___ DATASET CONTENT
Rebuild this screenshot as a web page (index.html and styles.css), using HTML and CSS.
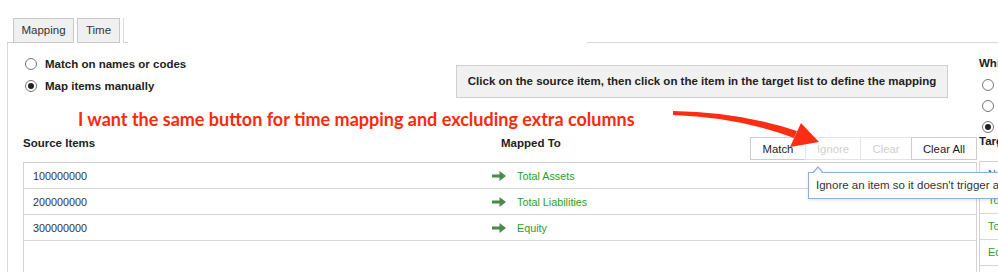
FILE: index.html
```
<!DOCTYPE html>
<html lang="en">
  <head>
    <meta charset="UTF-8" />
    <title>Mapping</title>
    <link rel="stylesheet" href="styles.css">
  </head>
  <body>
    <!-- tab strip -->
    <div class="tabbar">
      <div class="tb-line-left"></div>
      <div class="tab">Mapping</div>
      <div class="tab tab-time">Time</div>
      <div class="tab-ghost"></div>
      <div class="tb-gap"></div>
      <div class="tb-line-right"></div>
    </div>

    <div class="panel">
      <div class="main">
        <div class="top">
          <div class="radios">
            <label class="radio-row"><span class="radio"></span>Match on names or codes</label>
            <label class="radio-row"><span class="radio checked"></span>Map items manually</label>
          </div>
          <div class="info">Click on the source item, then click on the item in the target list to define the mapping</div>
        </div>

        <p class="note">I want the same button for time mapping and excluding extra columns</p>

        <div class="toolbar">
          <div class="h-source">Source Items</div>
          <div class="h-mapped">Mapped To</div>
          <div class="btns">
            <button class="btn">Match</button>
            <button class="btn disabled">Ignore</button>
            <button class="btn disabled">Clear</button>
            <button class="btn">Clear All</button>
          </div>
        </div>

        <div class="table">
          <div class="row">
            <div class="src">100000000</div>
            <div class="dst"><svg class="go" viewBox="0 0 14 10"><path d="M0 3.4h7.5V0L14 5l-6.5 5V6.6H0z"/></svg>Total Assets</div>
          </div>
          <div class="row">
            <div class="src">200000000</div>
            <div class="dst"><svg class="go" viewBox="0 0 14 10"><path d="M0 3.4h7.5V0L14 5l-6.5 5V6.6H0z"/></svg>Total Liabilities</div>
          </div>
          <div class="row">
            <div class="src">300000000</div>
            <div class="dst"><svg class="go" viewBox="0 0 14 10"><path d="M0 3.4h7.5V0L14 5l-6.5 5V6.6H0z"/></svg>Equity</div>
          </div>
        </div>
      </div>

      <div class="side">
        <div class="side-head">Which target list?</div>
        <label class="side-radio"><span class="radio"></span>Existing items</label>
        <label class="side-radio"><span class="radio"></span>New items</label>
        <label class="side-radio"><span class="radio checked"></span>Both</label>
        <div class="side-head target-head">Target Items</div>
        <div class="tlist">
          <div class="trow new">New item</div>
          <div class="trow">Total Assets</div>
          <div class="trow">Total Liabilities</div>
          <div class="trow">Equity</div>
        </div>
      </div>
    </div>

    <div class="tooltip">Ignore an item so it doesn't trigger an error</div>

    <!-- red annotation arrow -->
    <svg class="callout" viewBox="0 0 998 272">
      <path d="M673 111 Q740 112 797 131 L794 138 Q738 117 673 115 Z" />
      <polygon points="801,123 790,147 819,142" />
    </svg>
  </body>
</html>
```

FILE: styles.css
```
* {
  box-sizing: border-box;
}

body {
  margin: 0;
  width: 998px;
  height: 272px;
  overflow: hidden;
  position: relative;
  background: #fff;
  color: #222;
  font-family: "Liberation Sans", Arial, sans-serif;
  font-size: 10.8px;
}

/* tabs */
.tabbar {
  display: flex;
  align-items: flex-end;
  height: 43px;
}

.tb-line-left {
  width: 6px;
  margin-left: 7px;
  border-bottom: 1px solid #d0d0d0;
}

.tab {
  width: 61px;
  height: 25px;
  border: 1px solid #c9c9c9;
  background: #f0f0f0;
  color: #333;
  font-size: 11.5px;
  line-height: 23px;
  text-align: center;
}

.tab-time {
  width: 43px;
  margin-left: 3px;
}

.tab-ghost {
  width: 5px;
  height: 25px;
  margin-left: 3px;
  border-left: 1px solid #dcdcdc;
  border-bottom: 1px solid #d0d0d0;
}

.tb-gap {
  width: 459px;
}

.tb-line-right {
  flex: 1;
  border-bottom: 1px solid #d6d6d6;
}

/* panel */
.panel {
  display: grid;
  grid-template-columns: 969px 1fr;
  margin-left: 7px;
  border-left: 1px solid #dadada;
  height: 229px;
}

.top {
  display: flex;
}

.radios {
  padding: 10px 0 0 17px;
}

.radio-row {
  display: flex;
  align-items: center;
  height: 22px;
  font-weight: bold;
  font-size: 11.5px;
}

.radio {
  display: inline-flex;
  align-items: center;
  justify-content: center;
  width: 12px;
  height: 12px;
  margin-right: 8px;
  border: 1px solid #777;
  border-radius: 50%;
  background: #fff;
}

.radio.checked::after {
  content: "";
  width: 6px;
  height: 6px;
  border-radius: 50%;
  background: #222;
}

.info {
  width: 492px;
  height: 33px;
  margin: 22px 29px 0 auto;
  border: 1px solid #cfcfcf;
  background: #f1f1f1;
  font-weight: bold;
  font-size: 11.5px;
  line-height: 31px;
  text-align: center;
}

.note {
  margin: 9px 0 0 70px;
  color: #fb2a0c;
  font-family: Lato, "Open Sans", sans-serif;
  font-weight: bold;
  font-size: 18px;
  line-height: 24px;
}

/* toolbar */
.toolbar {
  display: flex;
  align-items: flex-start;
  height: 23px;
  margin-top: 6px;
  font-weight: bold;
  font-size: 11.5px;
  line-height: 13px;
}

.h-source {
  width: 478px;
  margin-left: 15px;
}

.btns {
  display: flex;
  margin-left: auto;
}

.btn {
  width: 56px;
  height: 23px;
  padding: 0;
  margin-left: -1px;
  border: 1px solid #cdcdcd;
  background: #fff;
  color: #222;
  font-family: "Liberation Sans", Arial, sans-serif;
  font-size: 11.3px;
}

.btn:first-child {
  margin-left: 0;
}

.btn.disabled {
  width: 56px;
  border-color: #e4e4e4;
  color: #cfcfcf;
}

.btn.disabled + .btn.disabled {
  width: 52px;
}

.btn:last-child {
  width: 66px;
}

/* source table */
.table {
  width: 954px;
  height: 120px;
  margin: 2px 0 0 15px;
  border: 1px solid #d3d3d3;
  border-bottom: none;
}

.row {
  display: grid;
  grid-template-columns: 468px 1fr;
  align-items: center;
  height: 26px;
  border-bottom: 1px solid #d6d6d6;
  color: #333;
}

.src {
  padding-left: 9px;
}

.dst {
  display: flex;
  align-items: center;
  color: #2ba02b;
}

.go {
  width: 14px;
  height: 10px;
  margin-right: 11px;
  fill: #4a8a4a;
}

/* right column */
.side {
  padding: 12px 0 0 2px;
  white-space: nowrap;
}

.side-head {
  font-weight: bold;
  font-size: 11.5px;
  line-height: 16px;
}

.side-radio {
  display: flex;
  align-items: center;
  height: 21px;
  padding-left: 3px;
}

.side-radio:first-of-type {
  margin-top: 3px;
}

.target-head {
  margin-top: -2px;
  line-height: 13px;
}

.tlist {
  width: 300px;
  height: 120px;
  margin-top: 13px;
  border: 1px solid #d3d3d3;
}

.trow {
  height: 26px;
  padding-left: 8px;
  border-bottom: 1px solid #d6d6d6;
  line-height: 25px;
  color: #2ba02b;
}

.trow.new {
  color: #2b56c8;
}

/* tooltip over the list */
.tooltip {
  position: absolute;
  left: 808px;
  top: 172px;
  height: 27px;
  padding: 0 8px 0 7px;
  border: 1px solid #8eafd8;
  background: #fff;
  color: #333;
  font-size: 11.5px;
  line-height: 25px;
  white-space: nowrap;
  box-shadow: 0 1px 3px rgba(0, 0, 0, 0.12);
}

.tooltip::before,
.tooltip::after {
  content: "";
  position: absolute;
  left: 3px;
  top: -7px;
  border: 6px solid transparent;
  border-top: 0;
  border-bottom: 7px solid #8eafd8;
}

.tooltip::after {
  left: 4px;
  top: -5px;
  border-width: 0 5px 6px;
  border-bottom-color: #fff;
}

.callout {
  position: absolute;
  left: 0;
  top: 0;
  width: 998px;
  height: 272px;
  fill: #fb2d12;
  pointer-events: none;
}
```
______
OBJECTIVE: Find the lines of the material that hold the word "html" and report their count alone.

ANSWER TO THE TASK: 5